The new HBO/HBO Max series “The Last Of Us” is the first post-apocalyptic drama of the new year, but it is unlikely to be the last.
Call it a sign of the times. As far as TV is concerned, the times call for dramas depicting our planet after world-destroying cataclysmic events that many are imagining now such as wars, the consequences of climate change and pandemics deadly to millions and, in some cases, billions.
“The Last of Us” is one of the latter. It depicts the condition of a world gone haywire 20 years after a fungus-borne illness infects human beings in all four corners of the world.
The year of the outbreak is 2003, which puts the show’s present-day time frame in 2023 -- an apocalypse right now.
Episode One of “The Last of Us” actually starts with a brief scene in 1968. It’s a talk show in which two scientists are being interviewed because of their research into the potential for newly mutated disease strains growing strong enough to decimate the Earth’s population.
One of the scientists believes such a pandemic to be possible given a unique circumstance -- namely, the incubation of the virus or bacteria in the context of the gradual warming of the globe.
Thus, the show sets the stage for the present day, in which all of us have been experiencing a pandemic (although not a cataclysmic one) and many are worried about global warming.
The show then travels forward to 2003 and the outbreak of the pandemic, which very quickly kills millions in horrible ways and leads to the complete breakdown of society.

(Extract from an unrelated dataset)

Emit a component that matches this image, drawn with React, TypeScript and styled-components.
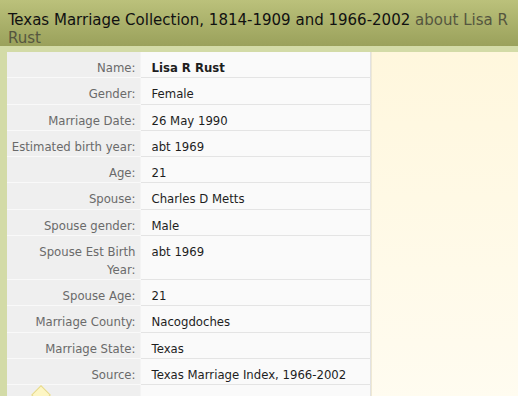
import React from 'react'
import styled, { createGlobalStyle } from 'styled-components'

type Fact = {
  label: string
  value: string
  strong?: boolean
}

const facts: Fact[] = [
  { label: 'Name:', value: 'Lisa R Rust', strong: true },
  { label: 'Gender:', value: 'Female' },
  { label: 'Marriage Date:', value: '26 May 1990' },
  { label: 'Estimated birth year:', value: 'abt 1969' },
  { label: 'Age:', value: '21' },
  { label: 'Spouse:', value: 'Charles D Metts' },
  { label: 'Spouse gender:', value: 'Male' },
  { label: 'Spouse Est Birth Year:', value: 'abt 1969' },
  { label: 'Spouse Age:', value: '21' },
  { label: 'Marriage County:', value: 'Nacogdoches' },
  { label: 'Marriage State:', value: 'Texas' },
  { label: 'Source:', value: 'Texas Marriage Index, 1966-2002' },
]

const GlobalStyle = createGlobalStyle`
  html, body {
    margin: 0;
    padding: 0;
    background: #fffbee;
  }
  body {
    font-family: "DejaVu Sans", Verdana, sans-serif;
  }
`

export default function App() {
  return (
    <>
      <GlobalStyle />
      <Page>
        <Header>
          <Title>
            Texas Marriage Collection, 1814-1909 and 1966-2002 <About>about Lisa R Rust</About>
          </Title>
        </Header>
        <Body>
          <RecordTable>
            <tbody>
              {facts.map((f) => (
                <tr key={f.label}>
                  <Label>{f.label}</Label>
                  <Value $strong={f.strong}>{f.value}</Value>
                </tr>
              ))}
              <tr>
                <Label $filler>
                  <Pointer />
                </Label>
                <Value $filler />
              </tr>
            </tbody>
          </RecordTable>
          <Aside />
        </Body>
      </Page>
    </>
  )
}

const Page = styled.div`
  width: 518px;
  height: 396px;
  overflow: hidden;
  display: flex;
  flex-direction: column;
`

const Header = styled.div`
  height: 48px;
  box-sizing: border-box;
  padding: 10px 2px 0 8px;
  background: linear-gradient(#bbc17b, #9aa15b);
`

const Title = styled.h1`
  margin: 0;
  font-family: "DejaVu Sans Condensed", "DejaVu Sans", Tahoma, sans-serif;
  font-weight: normal;
  font-size: 16.7px;
  line-height: 18px;
  color: #111;
`

const About = styled.span`
  color: #55563f;
`

const Body = styled.div`
  flex: 1;
  display: flex;
  background: #d3dba7;
  padding: 6px 0 0 7px;
`

const RecordTable = styled.table`
  width: 364px;
  border-collapse: collapse;
  font-size: 11.7px;
  line-height: 18px;
  align-self: flex-start;
`

const Label = styled.td<{ $filler?: boolean }>`
  position: relative;
  width: 133px;
  height: ${(p) => (p.$filler ? '30px' : 'auto')};
  box-sizing: border-box;
  padding: 7px 4px 0.27px 4px;
  background: #efefef;
  color: #6a6a6a;
  text-align: right;
  vertical-align: top;
  border-bottom: 1px solid #f9f9f9;
`

const Value = styled.td<{ $strong?: boolean; $filler?: boolean }>`
  padding: 7px 6px 0.27px 11px;
  background: #fafafa;
  color: #1e1e1e;
  font-weight: ${(p) => (p.$strong ? 'bold' : 'normal')};
  vertical-align: top;
  border-bottom: 1px solid ${(p) => (p.$filler ? '#fafafa' : '#e4e4e4')};
  border-left: 1px solid #f4f4f4;
  border-right: 1px solid #e2e2e2;
`

const Pointer = styled.span`
  position: absolute;
  left: 27px;
  top: 3px;
  width: 12px;
  height: 12px;
  background: #fdf6c4;
  border: 1px solid #e6d98e;
  transform: rotate(45deg);
`

const Aside = styled.div`
  flex: 1;
  background: linear-gradient(#fff7dd, #fffcf1);
  border-left: 1px solid #efe9d4;
`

In “The Last of Us,” the main characters at the outset are a man and his daughter (Pedro Pascal and Nico Parker, pictured above) and the girl’s uncle, who live in a Boston suburb.
In the premiere, they are seen making a desperate attempt to escape from the swift-moving scourge in a pickup truck, but at every turn they encounter either roadblocks or ordinary people running amok.
The show then shifts to 2023, where survivors of the pandemic are seen living and working in safe zones separated from the outside world with huge walls and gun turrets.
The authoritarian state in which they live, under the watchful eyes of heavily armed guards and police, is reminiscent of the Warsaw Ghetto of World War II, a parallel that one assumes is being made on purpose.
The intensity of “The Last of Us” is not to be believed. And that is a compliment. It is a high-quality, high-octane, edge-of-your-seat action thriller that never lets up, at least in the first hour-and-20-minute episode previewed by the TV Blog.
TV dramatizations depicting a variety of end-of-the-world scenarios have been numerous in the last few years, many of them predating the Covid-19 pandemic that changed our world in 2020.
The ones reviewed here in the TV Blog have been about pandemics, technology run amok and the future colonization of the moon and planets far, far away.
“The Last of Us” premieres Sunday night (January 15) at 9 Eastern on HBO, and also streaming on HBO Max.